The developers write a unit test first, watch it fail and then write enough code to get the unit test pass and the cycle is repeated until the intended functionality is delivered. In essence, these automated unit tests are checking new functionality and over time they form the unit regression pack which is executed repeatedly as new functionality is delivered.
But, there is a caveat to this. While TDD is highly encouraged and is a strong development practice in building quality from the grounds up, unit tests are only good at finding programmer errors, not failures. There is a much larger aspect of testing that happens when all the components are tied together and form a system.
In fact, many organizations have the majority of their automated checks at the system UI layer. However, scripting automated checks for the UI or system, while the features are being developed is at best a daunting task, as the new functionality tends to be volatile (subject to many changes) during development. Also, the expected functionality might not be known until later, so spending time automating a changing functionality is not encouraged.

We only Require System UI Automation

There are values in running automated checks at the UI and system level. We get to see what the user experiences when interacting with the application; we can test end-to-end flows and 3rd party integration when we could not test otherwise; we can also demo the tests to clients and end-users so they can get a feel of test coverage. However, relying solely on the automated checks at the UI layer has its own problems.
UI is constantly changing to enhance visual design and usability and having automated checks failing due to the UI changes and not changes in the functionality can give a false impression of the state of the application.
UI automated checks are also much slower in the speed of execution than at unit or API layer and because of this, the feedback loop to the team is slow.
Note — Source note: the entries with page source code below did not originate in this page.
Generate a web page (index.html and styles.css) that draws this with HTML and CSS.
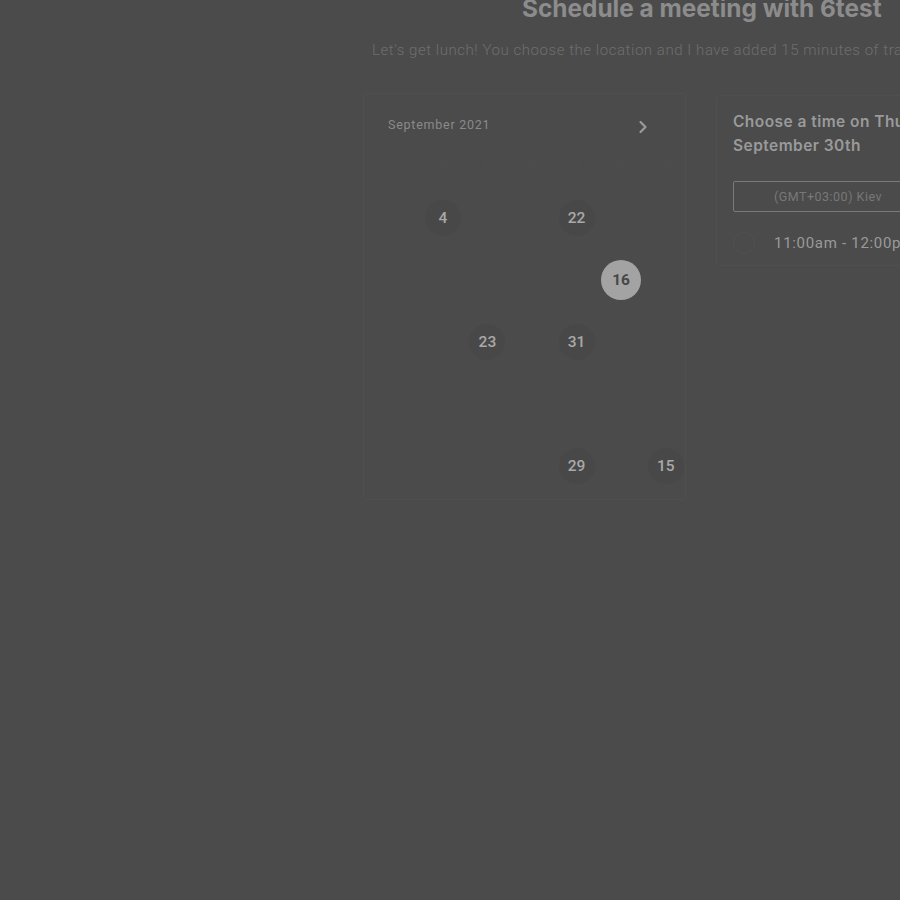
FILE: index.html
```html
<!DOCTYPE html>
<html>
<head>
<meta charset="utf-8">
<link rel="stylesheet" href="styles.css">
</head>
<body>
<div class="page">
  <h1 class="title">Schedule a meeting with 6test</h1>
  <p class="subtitle">Let's get lunch! You choose the location and I have added 15 minutes of travel time before and after the meeting.</p>
  <div class="panels">
    <div class="calendar">
      <div class="cal-head">
        <span class="month">September 2021</span>
        <svg class="chev" width="10" height="14" viewBox="0 0 10 14"><path d="M2.5 2 L7.5 7 L2.5 12" fill="none" stroke="#9a9a9a" stroke-width="2.2" stroke-linecap="round" stroke-linejoin="round"/></svg>
      </div>
      <div class="weekdays">
        <span>S</span><span>M</span><span>T</span><span>W</span><span>T</span><span>F</span><span>S</span>
      </div>
      <div class="grid">
        <span class="cell"></span><span class="cell"><b class="day">4</b></span><span class="cell"></span><span class="cell"></span><span class="cell"><b class="day">22</b></span><span class="cell"></span><span class="cell"></span>
        <span class="cell"></span><span class="cell"></span><span class="cell"></span><span class="cell"></span><span class="cell"></span><span class="cell"><b class="day sel">16</b></span><span class="cell"></span>
        <span class="cell"></span><span class="cell"></span><span class="cell"><b class="day">23</b></span><span class="cell"></span><span class="cell"><b class="day">31</b></span><span class="cell"></span><span class="cell"></span>
        <span class="cell"></span><span class="cell"></span><span class="cell"></span><span class="cell"></span><span class="cell"></span><span class="cell"></span><span class="cell"></span>
        <span class="cell"></span><span class="cell"></span><span class="cell"></span><span class="cell"></span><span class="cell"><b class="day">29</b></span><span class="cell"></span><span class="cell"><b class="day">15</b></span>
      </div>
    </div>
    <div class="times">
      <h2 class="times-title">Choose a time on Thursday,<br>September 30th</h2>
      <div class="tz">(GMT+03:00) Kiev</div>
      <div class="slot">
        <span class="radio"></span>
        <span class="slot-text">11:00am - 12:00pm</span>
      </div>
    </div>
  </div>
</div>
</body>
</html>
```
FILE: styles.css
```css
html, body {
  margin: 0;
  padding: 0;
  background: #4b4b4b;
  overflow: hidden;
  width: 900px;
  height: 900px;
}
.page {
  width: 660px;
  margin-left: 372px;
  font-family: Roboto, "Liberation Sans", sans-serif;
}
.title {
  margin: -8px 0 0 150px;
  font-family: Inter, "Liberation Sans", sans-serif;
  font-weight: 700;
  font-size: 24.4px;
  line-height: 32px;
  color: #8c8c8c;
  white-space: nowrap;
}
.subtitle {
  margin: 16px 0 0 0;
  font-weight: 300;
  font-size: 15px;
  line-height: 20px;
  color: #6e6e6e;
  letter-spacing: 0.55px;
  white-space: nowrap;
}
.panels {
  display: flex;
  gap: 30px;
  margin-top: 33px;
  margin-left: -9px;
  align-items: flex-start;
}
.calendar {
  width: 323px;
  height: 407px;
  box-sizing: border-box;
  border: 1px solid #4f4f4f;
  border-radius: 3px;
  padding: 20px 0 0 12px;
  flex-shrink: 0;
}
.cal-head {
  display: flex;
  justify-content: space-between;
  align-items: center;
  width: 260px;
  padding-left: 12px;
}
.month {
  font-size: 12.5px;
  color: #8a8a8a;
  letter-spacing: 0.75px;
}
.chev {
  margin-top: 6px;
}
.weekdays {
  display: grid;
  grid-template-columns: repeat(7, 1fr);
  width: 312px;
  margin-top: 25px;
  font-size: 11px;
  color: #4d4d4d;
  text-align: center;
  height: 20px;
}
.grid {
  display: grid;
  grid-template-columns: repeat(7, 1fr);
  grid-auto-rows: 62px;
  width: 312px;
  margin-top: 8px;
}
.cell {
  display: flex;
  align-items: center;
  justify-content: center;
}
.day {
  width: 36px;
  height: 36px;
  border-radius: 50%;
  background: #484848;
  display: flex;
  align-items: center;
  justify-content: center;
  font-weight: 500;
  font-size: 15.5px;
  color: #a8a8a8;
}
.day.sel {
  width: 40px;
  height: 40px;
  background: #a3a3a3;
  color: #474747;
  font-weight: 700;
}
.times {
  width: 260px;
  height: 171px;
  box-sizing: border-box;
  border: 1px solid #4f4f4f;
  border-radius: 3px;
  padding: 14px 16px 0 16px;
  flex-shrink: 0;
  margin-top: 2px;
}
.times-title {
  margin: 0;
  font-family: Inter, "Liberation Sans", sans-serif;
  font-weight: 600;
  font-size: 15.5px;
  line-height: 24px;
  color: #9a9a9a;
  white-space: nowrap;
  letter-spacing: 0.45px;
}
.tz {
  margin-top: 23px;
  width: 190px;
  height: 31px;
  box-sizing: border-box;
  border: 1px solid #7a7a7a;
  border-radius: 2px;
  font-size: 12.5px;
  color: #787878;
  display: flex;
  align-items: center;
  justify-content: center;
  letter-spacing: 0.5px;
}
.slot {
  display: flex;
  align-items: center;
  gap: 19px;
  margin-top: 20px;
}
.radio {
  width: 22px;
  height: 22px;
  border-radius: 50%;
  border: 1px solid #505050;
  box-sizing: border-box;
}
.slot-text {
  font-size: 15px;
  color: #9a9a9a;
  letter-spacing: 0.7px;
  white-space: nowrap;
}
```
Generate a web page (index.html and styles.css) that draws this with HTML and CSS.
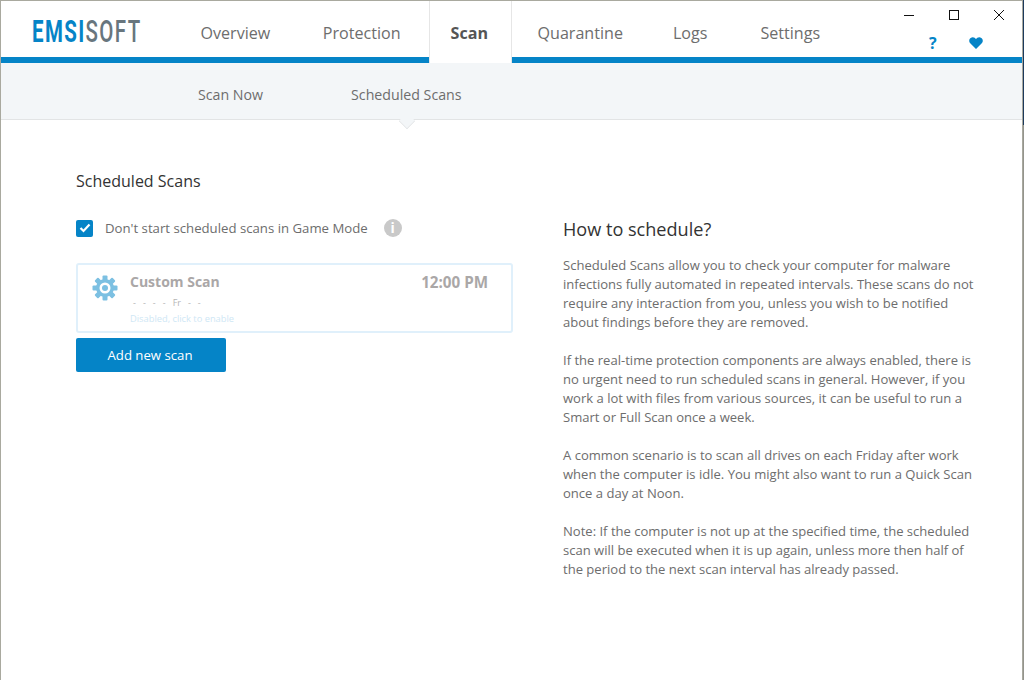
FILE: index.html
```html
<!DOCTYPE html>
<html lang="en">
<head>
<meta charset="utf-8">
<title>Emsisoft - Scheduled Scans</title>
<link rel="stylesheet" href="styles.css">
</head>
<body>
<div class="window">
  <header class="topbar">
    <div class="logo"><span class="logo-text"><span class="logo-a">EMSI</span><span class="logo-b">SOFT</span></span></div>
    <nav class="tabs">
      <a class="tab t-overview">Overview</a>
      <a class="tab t-protection">Protection</a>
      <a class="tab active">Scan</a>
      <a class="tab t-quarantine">Quarantine</a>
      <a class="tab t-logs">Logs</a>
      <a class="tab">Settings</a>
    </nav>
    <div class="controls">
      <div class="winbtns">
        <svg width="12" height="12" viewBox="0 0 12 12"><path d="M1 6.500h10" stroke="#111" fill="none"/></svg>
        <svg width="12" height="12" viewBox="0 0 12 12"><rect x="1.500" y="1.500" width="9" height="9" stroke="#111" fill="none"/></svg>
        <svg width="12" height="12" viewBox="0 0 12 12"><path d="M1 1l10 10M11 1L1 11" stroke="#111" fill="none"/></svg>
      </div>
      <div class="helpers">
        <span class="help">?</span>
        <svg width="14" height="12" viewBox="0 0 14 12"><path d="M7 12L1 6C-.6 4.200 .2 .4 3.500 .2 5 .1 6.300 .9 7 2.100 7.700 .9 9 .1 10.500 .2 13.800 .4 14.600 4.200 13 6z" fill="#0584c7"/></svg>
      </div>
    </div>
  </header>
  <div class="subnav">
    <a class="sub">Scan Now</a>
    <a class="sub s-sched">Scheduled Scans</a>
    <span class="caret"></span>
  </div>
  <main class="content">
    <section class="left">
      <h2 class="title">Scheduled Scans</h2>
      <label class="check">
        <span class="box"><svg width="12" height="10" viewBox="0 0 12 10"><path d="M1.500 5l3 3L10.500 1.500" stroke="#fff" stroke-width="2.200" fill="none"/></svg></span>
        <span class="check-text">Don't start scheduled scans in Game Mode</span>
        <span class="info">i</span>
      </label>
      <div class="card">
        <svg class="gear" width="26" height="26" viewBox="0 0 26 26">
          <g fill="#7cc0e2">
            <circle cx="13" cy="13" r="9"/>
            <rect x="10.500" y="0.500" width="5" height="25" rx="1"/>
            <rect x="10.500" y="0.500" width="5" height="25" rx="1" transform="rotate(45 13 13)"/>
            <rect x="10.500" y="0.500" width="5" height="25" rx="1" transform="rotate(90 13 13)"/>
            <rect x="10.500" y="0.500" width="5" height="25" rx="1" transform="rotate(135 13 13)"/>
          </g>
          <circle cx="13" cy="13" r="5.500" fill="#fff"/>
          <circle cx="13" cy="13" r="3" fill="#7cc0e2"/>
        </svg>
        <div class="card-body">
          <div class="card-head"><span class="card-name">Custom Scan</span><span class="card-time">12:00 PM</span></div>
          <div class="days"><span>-</span><span>-</span><span>-</span><span>-</span><span>Fr</span><span>-</span><span>-</span></div>
          <div class="state">Disabled, click to enable</div>
        </div>
      </div>
      <button class="add">Add new scan</button>
    </section>
    <aside class="right">
      <h2 class="how">How to schedule?</h2>
      <p>Scheduled Scans allow you to check your computer for malware<br>infections fully automated in repeated intervals. These scans do not<br>require any interaction from you, unless you wish to be notified<br>about findings before they are removed.</p>
      <p>If the real-time protection components are always enabled, there is<br>no urgent need to run scheduled scans in general. However, if you<br>work a lot with files from various sources, it can be useful to run a<br>Smart or Full Scan once a week.</p>
      <p>A common scenario is to scan all drives on each Friday after work<br>when the computer is idle. You might also want to run a Quick Scan<br>once a day at Noon.</p>
      <p>Note: If the computer is not up at the specified time, the scheduled<br>scan will be executed when it is up again, unless more then half of<br>the period to the next scan interval has already passed.</p>
    </aside>
  </main>
</div>
</body>
</html>
```
FILE: styles.css
```css
* { box-sizing: border-box; }
html, body { margin: 0; padding: 0; background: #fff; }
body { width: 1024px; height: 680px; overflow: hidden; font-family: "Open Sans", "Noto Sans", sans-serif; background: linear-gradient(#1d3a5c 0, #1d3a5c 125px, #94948c 125px, #94948c 100%); }
.window { width: 1023px; height: 680px; border-top: 1px solid #a9a99f; border-left: 1px solid #a9a99f; border-right: 1px solid #a9a99f; background: #fff; }
.topbar { height: 62px; display: flex; border-bottom: 6px solid #0584c7; position: relative; }
.logo { width: 174px; padding: 13px 0 0 31px; font-family: "Roboto", sans-serif; font-size: 31px; line-height: 36px; font-weight: 500; white-space: nowrap; }
.logo-text { display: inline-block; letter-spacing: 2.100px; transform: scaleX(.66); transform-origin: 0 50%; }
.logo-a { color: #0584c7; font-weight: 700; }
.logo-b { color: #68767e; }
.tabs { display: flex; height: 62px; }
.tab { display: block; font-size: 16.100px; line-height: 64px; color: #6d6d6d; padding: 0 25.500px; height: 56px; white-space: nowrap; }
.t-overview { padding-right: 27px; }
.t-protection { padding-right: 28px; }
.t-quarantine { padding-right: 24.500px; }
.t-logs { padding-right: 27.500px; }
.tab.active { height: 62px; background: #fff; font-weight: 700; color: #555; border-left: 1px solid #e6e6e6; border-right: 1px solid #e6e6e6; padding: 0 23px 0 21px; position: relative; z-index: 1; }
.controls { margin-left: auto; width: 145px; }
.winbtns { display: flex; justify-content: flex-end; gap: 33px; padding: 8px 17px 0 0; }
.winbtns svg { display: block; }
.helpers { display: flex; align-items: center; gap: 32px; padding: 12px 0 0 52px; }
.help { color: #0584c7; font-weight: 700; font-size: 16px; line-height: 20px; }
.subnav { height: 57px; background: #f3f6f8; border-bottom: 1px solid #e2e4e5; display: flex; position: relative; padding-left: 197px; }
.sub { font-size: 14.200px; line-height: 63px; color: #6d6d6d; white-space: nowrap; }
.s-sched { margin-left: 88px; }
.caret { position: absolute; left: 398px; top: 50px; width: 16px; height: 16px; background: #f3f6f8; border-right: 1px solid #e2e4e5; border-bottom: 1px solid #e2e4e5; transform: rotate(45deg) scale(.72); }
.content { display: flex; }
.left { width: 562px; padding: 50px 0 0 75px; }
.title { margin: 0; font-size: 16px; font-weight: 400; line-height: 22px; color: #333; }
.check { display: flex; align-items: center; margin-top: 26px; height: 20px; }
.box { width: 17px; height: 17px; background: #0584c7; border-radius: 2px; display: flex; align-items: center; justify-content: center; }
.check-text { font-size: 13.200px; color: #6d6d6d; margin-left: 12px; white-space: nowrap; }
.info { width: 18px; height: 18px; margin-left: 16px; border-radius: 50%; background: #c9c9c9; color: #fff; font-size: 14px; font-weight: 700; line-height: 18px; text-align: center; }
.card { width: 437px; height: 70px; margin-top: 25px; border: 2px solid #e0f0fb; border-radius: 3px; display: flex; padding: 7px 23px 0 14px; }
.gear { margin-top: 3px; flex: none; }
.card-body { flex: 1; margin-left: 12px; }
.card-head { display: flex; justify-content: space-between; align-items: center; }
.card-name { font-size: 14px; font-weight: 700; line-height: 20px; color: #aaa7a7; }
.card-time { font-size: 15.200px; font-weight: 700; line-height: 20px; color: #aaa7a7; }
.days { display: flex; gap: 7px; font-size: 9px; line-height: 12px; color: #b5b5b5; margin-top: 5px; padding-left: 3px; }
.state { font-size: 9.300px; line-height: 12px; color: #cfe7f5; margin-top: 4px; }
.add { display: block; width: 150px; height: 34px; margin-top: 5px; padding: 0 2px 0 0; background: #0584c7; border: 0; border-radius: 2px; color: #fff; font: 400 13.200px "Open Sans", sans-serif; }
.right { padding: 96px 0 0 0; width: 430px; }
.how { margin: 0 0 14px; font-size: 18.100px; font-weight: 400; line-height: 26px; color: #333; }
.right p { margin: 0 0 19px; font-size: 13.050px; line-height: 19px; color: #6d6d6d; white-space: nowrap; }
```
It might take a few hours before a defect is spotted and reported back to the developers. And when something does go wrong, the root cause analysis takes longer because it is not easily apparent where the bug is.
Understanding the context of each test and at which layer the test should be automated is important. Test automation should be part of the development activity, so the whole team is responsible for test automation, with developers writing executing unit tests, Software Developers in Test writing executing and maintaining acceptance tests at API and/or UI.

Losing Faith and Trust in Test Automation

This last one is not a myth about test automation, but a side effect when test automation goes wrong. You spend many hours developing a perfect test automation solution, using the best tools and best practices, but if the automated checks do not help the team it is worthless.
If the team has no visibility or knowledge on what is automated and executing, they either release with fear of unknown or duplicate their regression testing efforts. If the automated checks are flaky, slow, give intermittent results then it can confuse the team more than providing a safety net and a confidence booster.
Don’t be afraid of removing automated checks that are always failing or give inconsistent results. Instead, aim for a clean and reliable suite of tests that can give correct indications of the health of the application.

Conclusion

Test Automation is a long term investment. It will take time and expertise in developing and maintaining test automation frameworks and automated scripts. Test automation is not a one-off effort where you deliver a solution and let it run. It needs constant monitoring and updating.
Rather than aiming to replace manual QAs or expecting the automated checks to find lots of defects, we should instead embrace the advantages it brings to the team, such as liberating QA’s time for more exploratory testing where chances of revealing defects is maximized, or using automated scripts to create test data that can be used for manual testing.
Understanding the limitations and setting realistic expectations is important in overcoming these myths of test automation.